## Written exercise
Identify all lines of the data containing the string "components" and copy them.
----
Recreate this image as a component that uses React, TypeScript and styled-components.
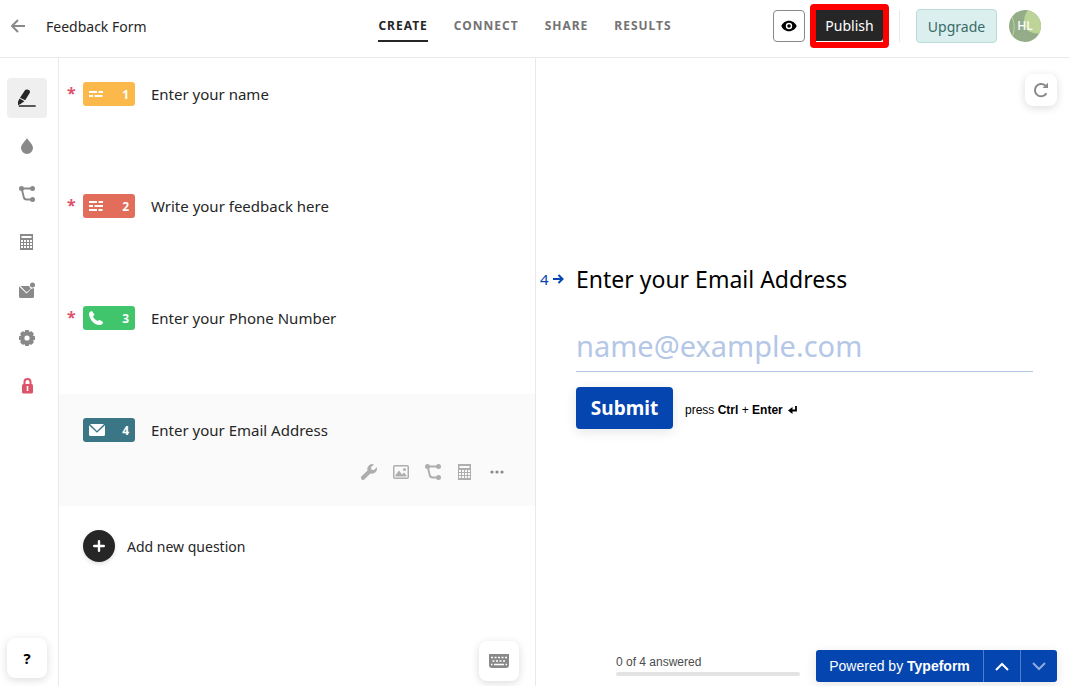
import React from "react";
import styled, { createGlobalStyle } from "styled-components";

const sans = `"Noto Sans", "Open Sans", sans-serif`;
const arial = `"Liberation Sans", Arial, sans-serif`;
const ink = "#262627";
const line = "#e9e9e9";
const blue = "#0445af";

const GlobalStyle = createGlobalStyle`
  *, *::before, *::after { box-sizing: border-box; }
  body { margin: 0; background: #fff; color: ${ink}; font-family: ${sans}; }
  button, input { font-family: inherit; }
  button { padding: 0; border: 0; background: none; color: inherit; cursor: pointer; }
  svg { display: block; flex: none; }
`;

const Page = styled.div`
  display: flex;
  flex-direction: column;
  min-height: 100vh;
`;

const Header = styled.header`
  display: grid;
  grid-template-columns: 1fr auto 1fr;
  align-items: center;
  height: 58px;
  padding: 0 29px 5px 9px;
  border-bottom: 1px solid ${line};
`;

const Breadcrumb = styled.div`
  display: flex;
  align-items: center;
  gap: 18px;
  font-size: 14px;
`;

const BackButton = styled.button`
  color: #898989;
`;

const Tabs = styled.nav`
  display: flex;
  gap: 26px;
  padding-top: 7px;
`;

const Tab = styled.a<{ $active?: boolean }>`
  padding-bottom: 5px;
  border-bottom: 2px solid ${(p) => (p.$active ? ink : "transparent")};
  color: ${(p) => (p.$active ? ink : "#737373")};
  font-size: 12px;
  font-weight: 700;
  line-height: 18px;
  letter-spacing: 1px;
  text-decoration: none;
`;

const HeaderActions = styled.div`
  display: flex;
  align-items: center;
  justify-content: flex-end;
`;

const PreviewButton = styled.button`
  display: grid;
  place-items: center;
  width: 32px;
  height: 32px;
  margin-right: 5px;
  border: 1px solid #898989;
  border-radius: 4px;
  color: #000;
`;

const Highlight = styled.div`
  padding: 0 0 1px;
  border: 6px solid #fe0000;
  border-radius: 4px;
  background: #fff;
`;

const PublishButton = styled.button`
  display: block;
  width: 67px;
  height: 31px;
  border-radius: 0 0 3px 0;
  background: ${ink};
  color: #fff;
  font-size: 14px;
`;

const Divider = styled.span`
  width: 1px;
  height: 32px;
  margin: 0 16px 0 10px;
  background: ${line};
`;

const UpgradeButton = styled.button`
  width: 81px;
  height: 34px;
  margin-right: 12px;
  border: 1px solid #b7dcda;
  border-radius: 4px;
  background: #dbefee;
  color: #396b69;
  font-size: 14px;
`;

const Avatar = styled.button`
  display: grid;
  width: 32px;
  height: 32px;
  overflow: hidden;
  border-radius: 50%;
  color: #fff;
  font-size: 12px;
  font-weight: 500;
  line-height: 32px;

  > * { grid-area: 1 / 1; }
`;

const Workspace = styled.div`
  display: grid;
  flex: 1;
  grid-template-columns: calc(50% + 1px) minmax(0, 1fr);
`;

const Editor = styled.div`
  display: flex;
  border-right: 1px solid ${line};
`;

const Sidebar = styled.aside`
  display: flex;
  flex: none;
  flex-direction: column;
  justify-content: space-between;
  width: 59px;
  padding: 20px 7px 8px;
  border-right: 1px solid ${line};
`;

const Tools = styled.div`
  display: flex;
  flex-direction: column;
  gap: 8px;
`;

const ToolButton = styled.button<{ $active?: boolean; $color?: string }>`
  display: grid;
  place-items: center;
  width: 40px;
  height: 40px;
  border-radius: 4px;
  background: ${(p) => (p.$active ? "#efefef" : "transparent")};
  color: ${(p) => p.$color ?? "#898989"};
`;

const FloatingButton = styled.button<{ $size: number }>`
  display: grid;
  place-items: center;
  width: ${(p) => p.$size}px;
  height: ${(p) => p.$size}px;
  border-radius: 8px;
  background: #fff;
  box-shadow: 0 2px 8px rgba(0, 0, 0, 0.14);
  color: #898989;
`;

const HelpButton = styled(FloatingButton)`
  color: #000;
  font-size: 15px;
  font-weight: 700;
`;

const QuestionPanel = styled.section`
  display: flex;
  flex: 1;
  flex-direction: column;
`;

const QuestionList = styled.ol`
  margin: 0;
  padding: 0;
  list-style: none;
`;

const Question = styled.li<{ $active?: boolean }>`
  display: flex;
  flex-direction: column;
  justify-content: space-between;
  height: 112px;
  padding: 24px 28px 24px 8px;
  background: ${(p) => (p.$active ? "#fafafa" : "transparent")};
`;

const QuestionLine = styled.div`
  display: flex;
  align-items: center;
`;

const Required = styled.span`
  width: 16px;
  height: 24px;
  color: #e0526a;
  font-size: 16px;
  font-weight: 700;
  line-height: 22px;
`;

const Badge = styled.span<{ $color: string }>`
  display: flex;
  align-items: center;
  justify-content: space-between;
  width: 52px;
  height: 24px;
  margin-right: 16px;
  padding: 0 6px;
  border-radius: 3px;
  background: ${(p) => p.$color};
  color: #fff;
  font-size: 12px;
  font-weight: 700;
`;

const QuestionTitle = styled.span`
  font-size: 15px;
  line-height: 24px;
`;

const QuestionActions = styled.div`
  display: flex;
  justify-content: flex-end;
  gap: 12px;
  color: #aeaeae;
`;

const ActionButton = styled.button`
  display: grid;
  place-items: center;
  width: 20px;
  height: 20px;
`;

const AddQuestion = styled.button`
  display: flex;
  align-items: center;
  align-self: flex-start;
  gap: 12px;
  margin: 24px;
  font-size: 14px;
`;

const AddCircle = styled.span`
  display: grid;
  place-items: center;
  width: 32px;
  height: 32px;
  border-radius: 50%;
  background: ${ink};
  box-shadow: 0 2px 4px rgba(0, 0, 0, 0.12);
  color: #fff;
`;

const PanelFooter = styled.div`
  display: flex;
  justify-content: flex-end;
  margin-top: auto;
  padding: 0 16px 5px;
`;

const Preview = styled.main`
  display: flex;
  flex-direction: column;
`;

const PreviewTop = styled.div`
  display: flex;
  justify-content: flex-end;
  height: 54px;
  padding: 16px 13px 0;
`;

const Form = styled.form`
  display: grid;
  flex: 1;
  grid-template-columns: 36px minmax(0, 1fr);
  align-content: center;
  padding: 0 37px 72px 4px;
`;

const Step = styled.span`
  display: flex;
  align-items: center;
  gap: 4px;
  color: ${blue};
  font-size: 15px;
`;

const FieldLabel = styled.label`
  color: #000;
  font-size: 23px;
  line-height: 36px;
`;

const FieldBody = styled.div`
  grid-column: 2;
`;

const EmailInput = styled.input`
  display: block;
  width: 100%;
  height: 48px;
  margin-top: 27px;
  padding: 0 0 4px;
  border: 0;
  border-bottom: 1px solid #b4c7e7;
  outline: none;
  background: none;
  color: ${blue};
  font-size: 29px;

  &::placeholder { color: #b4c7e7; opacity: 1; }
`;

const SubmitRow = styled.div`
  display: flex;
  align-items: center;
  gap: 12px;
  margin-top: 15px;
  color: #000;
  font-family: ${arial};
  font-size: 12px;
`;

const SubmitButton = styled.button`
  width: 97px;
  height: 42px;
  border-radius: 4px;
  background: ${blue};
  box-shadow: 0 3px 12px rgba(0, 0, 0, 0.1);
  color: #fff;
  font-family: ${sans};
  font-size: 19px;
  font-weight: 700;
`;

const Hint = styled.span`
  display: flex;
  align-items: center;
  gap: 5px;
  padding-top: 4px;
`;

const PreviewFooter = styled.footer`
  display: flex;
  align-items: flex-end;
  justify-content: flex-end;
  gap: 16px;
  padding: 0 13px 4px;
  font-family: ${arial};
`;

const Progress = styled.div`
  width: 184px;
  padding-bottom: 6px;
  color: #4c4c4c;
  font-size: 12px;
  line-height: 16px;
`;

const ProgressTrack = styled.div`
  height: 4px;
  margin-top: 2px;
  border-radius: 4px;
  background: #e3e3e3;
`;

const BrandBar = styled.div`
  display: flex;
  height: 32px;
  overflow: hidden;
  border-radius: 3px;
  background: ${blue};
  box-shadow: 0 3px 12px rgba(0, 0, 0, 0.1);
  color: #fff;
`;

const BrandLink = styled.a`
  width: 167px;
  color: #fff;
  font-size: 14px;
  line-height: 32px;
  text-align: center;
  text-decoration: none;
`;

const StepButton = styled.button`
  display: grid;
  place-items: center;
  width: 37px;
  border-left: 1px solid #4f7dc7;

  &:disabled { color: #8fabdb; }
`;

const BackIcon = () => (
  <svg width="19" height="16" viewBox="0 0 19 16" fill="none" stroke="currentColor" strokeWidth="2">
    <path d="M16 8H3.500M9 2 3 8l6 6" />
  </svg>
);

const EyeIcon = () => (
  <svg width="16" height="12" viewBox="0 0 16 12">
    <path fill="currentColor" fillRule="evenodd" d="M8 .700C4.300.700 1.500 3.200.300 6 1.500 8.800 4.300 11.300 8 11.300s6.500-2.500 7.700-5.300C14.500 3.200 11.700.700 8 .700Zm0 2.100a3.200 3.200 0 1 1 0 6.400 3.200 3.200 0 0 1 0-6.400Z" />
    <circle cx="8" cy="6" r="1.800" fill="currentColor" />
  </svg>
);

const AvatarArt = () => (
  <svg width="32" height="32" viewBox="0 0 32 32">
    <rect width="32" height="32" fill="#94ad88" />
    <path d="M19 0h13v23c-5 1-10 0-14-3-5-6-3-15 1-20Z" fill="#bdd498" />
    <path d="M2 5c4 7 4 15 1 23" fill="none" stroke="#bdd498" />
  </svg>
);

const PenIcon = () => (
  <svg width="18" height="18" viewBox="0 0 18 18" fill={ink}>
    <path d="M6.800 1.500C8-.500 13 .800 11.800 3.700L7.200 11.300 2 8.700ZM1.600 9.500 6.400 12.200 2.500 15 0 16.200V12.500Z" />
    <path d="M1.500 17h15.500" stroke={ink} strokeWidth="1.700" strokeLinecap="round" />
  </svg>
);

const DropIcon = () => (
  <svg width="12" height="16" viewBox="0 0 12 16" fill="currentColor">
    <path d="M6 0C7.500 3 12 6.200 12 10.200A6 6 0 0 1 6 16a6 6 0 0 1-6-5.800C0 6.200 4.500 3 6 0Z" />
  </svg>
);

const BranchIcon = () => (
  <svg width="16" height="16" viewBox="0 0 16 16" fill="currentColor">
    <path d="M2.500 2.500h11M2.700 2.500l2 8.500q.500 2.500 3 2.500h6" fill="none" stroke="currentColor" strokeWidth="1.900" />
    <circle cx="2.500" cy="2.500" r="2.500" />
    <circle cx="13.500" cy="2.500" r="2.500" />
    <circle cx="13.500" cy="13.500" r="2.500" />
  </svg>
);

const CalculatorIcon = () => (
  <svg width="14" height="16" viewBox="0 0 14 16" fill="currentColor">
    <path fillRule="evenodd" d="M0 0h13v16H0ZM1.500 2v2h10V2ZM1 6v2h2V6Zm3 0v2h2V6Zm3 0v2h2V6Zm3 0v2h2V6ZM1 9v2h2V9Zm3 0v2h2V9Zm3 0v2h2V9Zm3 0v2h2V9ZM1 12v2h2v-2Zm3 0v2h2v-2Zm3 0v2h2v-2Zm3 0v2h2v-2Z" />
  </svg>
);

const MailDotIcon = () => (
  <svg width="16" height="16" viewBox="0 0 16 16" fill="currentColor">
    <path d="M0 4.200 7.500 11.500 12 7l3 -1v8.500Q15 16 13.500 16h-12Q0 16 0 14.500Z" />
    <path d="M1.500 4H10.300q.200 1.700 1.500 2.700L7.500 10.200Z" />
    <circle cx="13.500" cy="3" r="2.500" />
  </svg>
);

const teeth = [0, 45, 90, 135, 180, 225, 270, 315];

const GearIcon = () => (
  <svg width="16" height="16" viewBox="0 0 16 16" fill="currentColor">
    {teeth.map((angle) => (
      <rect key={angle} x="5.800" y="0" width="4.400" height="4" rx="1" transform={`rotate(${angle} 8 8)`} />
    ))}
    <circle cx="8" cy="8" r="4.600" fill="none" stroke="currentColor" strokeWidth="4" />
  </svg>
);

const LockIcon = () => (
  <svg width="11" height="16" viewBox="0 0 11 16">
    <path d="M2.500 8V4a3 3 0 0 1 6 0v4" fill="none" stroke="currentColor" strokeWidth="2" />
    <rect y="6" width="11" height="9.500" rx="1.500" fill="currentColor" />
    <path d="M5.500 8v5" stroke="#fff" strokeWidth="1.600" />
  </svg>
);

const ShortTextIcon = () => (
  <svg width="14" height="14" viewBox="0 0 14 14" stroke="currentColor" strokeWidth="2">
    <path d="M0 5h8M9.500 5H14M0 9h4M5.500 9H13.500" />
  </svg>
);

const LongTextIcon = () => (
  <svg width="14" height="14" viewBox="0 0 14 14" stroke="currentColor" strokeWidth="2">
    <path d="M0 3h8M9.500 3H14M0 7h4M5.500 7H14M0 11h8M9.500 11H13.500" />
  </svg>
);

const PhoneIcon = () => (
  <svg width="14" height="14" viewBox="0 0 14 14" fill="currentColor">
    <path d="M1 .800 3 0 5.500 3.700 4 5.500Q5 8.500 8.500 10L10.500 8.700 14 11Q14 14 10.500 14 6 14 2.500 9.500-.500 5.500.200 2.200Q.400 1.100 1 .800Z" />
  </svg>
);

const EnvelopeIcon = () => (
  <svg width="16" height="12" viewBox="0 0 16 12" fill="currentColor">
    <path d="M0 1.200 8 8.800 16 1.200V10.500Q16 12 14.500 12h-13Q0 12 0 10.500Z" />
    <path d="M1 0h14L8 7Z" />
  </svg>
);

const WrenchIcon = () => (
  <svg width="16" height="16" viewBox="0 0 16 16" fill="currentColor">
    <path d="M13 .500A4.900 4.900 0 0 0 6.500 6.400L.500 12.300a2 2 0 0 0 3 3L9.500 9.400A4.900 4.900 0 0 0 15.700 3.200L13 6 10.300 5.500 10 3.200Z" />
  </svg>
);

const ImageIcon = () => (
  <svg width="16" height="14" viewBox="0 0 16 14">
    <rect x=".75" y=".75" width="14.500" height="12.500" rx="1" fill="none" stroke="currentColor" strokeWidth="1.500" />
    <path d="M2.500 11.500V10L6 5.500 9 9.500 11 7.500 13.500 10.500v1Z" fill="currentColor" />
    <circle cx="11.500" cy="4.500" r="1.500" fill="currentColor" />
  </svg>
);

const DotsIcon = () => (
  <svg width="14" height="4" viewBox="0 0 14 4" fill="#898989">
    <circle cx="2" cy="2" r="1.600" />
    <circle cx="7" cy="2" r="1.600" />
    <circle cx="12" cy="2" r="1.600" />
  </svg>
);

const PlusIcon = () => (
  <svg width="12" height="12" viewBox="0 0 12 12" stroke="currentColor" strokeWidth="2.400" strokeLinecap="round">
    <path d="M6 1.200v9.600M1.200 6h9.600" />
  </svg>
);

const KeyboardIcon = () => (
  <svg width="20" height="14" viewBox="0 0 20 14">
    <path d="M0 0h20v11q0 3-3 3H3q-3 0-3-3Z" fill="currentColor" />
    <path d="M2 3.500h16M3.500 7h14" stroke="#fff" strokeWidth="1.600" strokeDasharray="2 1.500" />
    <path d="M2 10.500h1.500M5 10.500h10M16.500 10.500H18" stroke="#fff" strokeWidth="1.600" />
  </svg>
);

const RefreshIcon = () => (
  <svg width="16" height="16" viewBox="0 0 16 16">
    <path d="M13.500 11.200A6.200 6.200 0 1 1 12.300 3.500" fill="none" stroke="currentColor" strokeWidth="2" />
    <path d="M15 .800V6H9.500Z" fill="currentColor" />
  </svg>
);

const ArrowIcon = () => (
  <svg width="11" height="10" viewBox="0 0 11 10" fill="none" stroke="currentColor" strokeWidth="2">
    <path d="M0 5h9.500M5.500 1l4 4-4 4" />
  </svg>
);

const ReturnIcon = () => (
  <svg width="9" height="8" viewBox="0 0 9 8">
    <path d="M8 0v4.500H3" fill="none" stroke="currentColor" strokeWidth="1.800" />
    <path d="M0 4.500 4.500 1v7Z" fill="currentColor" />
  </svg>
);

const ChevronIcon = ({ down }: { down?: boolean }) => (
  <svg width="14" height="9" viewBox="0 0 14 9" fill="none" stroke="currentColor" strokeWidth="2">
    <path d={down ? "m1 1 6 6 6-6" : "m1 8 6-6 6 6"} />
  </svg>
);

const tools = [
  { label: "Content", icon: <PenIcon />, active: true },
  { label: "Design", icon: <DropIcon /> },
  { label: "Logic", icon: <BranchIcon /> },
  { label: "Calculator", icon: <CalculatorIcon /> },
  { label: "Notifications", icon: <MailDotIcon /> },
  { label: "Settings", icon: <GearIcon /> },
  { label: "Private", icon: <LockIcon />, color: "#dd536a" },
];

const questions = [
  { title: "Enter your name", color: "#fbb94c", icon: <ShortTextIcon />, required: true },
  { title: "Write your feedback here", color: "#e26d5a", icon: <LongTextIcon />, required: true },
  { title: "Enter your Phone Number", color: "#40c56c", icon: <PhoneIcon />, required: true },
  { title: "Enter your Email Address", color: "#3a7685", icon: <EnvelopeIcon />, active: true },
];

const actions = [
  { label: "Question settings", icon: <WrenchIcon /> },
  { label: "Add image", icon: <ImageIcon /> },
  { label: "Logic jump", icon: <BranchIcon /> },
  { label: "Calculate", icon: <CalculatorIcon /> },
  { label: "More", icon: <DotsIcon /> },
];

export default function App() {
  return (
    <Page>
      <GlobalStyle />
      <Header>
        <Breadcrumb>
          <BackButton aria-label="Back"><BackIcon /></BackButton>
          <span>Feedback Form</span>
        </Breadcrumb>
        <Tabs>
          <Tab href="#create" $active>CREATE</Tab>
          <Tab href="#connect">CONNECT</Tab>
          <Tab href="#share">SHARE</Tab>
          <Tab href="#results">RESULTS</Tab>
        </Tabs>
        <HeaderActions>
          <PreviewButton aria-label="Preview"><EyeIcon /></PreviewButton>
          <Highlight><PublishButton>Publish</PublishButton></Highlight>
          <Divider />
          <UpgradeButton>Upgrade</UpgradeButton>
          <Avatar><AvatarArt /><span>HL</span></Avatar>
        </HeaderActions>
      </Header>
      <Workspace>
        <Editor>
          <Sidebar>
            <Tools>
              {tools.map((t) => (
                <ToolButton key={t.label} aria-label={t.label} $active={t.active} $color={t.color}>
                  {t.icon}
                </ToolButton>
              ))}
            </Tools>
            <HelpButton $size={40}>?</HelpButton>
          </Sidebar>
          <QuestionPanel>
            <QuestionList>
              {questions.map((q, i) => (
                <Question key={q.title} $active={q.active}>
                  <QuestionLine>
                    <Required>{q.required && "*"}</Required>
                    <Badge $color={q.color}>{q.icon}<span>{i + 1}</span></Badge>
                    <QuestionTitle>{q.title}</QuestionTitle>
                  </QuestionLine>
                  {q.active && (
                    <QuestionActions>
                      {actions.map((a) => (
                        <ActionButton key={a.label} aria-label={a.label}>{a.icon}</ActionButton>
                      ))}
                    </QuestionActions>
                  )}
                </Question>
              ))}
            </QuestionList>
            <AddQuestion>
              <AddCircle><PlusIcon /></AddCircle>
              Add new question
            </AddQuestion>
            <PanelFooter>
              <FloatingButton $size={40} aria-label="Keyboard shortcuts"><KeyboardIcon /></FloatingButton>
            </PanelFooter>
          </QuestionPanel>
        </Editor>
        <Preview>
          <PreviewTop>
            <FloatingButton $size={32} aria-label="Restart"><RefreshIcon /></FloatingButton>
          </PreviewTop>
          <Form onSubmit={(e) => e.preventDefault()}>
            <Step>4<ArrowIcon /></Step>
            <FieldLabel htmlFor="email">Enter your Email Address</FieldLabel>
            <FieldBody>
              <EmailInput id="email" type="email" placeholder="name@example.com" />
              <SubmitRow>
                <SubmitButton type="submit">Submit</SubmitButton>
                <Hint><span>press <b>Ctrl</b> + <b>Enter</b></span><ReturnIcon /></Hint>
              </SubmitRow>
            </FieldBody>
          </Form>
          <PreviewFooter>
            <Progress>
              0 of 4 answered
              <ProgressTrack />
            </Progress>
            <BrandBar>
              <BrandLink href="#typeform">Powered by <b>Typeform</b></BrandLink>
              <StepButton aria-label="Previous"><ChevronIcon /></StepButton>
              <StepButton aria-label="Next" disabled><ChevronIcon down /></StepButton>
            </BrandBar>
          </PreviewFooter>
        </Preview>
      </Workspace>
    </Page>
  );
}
----
## Written answer
Recreate this image as a component that uses React, TypeScript and styled-components.
import styled, { createGlobalStyle } from "styled-components";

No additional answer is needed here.